I thought this was a great post and agreed with Zach quite a bit on some of the reasons why he blogs.
Practice writing. Writing is a skill just like anything else. The more you do the better you get. The ability to formulate ideas and thoughts in a concise and understandable way is a foundational facet of our civilization that I seek to improve in.
I can't say that I ever really think of writing being a foundational facet of our civilization, but I absolutely agree that I'm using it to improve my writing. I was completely out of the habit of writing and having the discipline to write at least *something* most days surely is helping me to improve. I hope anyway.
A place to document my thoughts. Oftentimes I don't know how I feel about an issue until I actually articulate it in a way that someone else could read and understand
I sort-of try to do this sometimes, although I find I'm still somewhat hesitant about putting some things out there. I think I should be doing this more, and need to stop being so chicken about stating an opinion on things.
A place to document other people's thoughts that I can easily access to in the future.

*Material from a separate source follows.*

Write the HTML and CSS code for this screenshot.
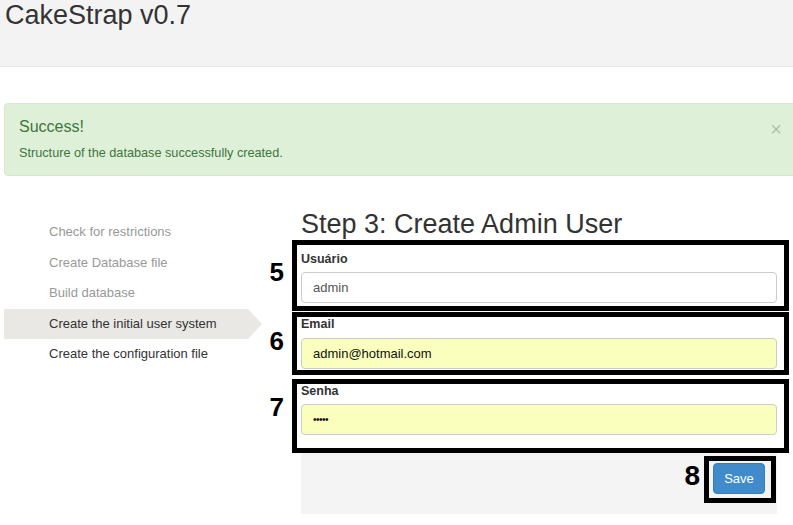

I haven't so far, but am thinking about doing this more as I can see it being really convenient. (And hence, this post build around Zach's post).
A context for community.
This is a big "maybe" for me - some of my efforts at "meeting" people via blog comments hasn't worked so well, but there's at least one blogger I met through comments who I do consider a blog friend (Hi Di!) I'd like to do better with this, and I know a lot of it (if not all of it) is on me - even knowing how much I enjoy getting comments, I'm still slow to comment oftentimes on other blogs.
Often I feel like any comments I have are silly or superficial or don't really add to a discussion, and it makes me hold back. And yes, I do know how ridiculous that sounds, especially when I just said how it makes my day when I get a comment, (any comment). Why do I imagine that other people will be criticizing my comments so much?
Yup, it is definitely fun for me; I would have given up long ago if it weren't, but this is definitely not one of the biggest reasons. Reading a book is more fun for me, but doesn't give the other benefits that blogging does.
I would add to his list a bit:
Motivation. BooMama's Before and After is a perfect example - I've had a house project that I've had on my list to do for years (yes, years). Signing up for her event has definitely been a kick-in-the-pants for me to get moving on it. It's a self-imposed deadline, yes, but with the possibility for some embarrassment attached to it if I don't have something to report. It worked for decorating my house for Christmas too.
Memory. Not just documenting my thoughts as Zach mentioned, but more of a basic "we did this and then that and took a vacation where we did this." I have a terrible memory for events. No joke, it's really really bad. If I read it in a book, I'll remember it, but if I did it or talked about it or visited it, not so much. Both the time spent writing it (and reading the words as they appear on the screen) and then having it to read again later help.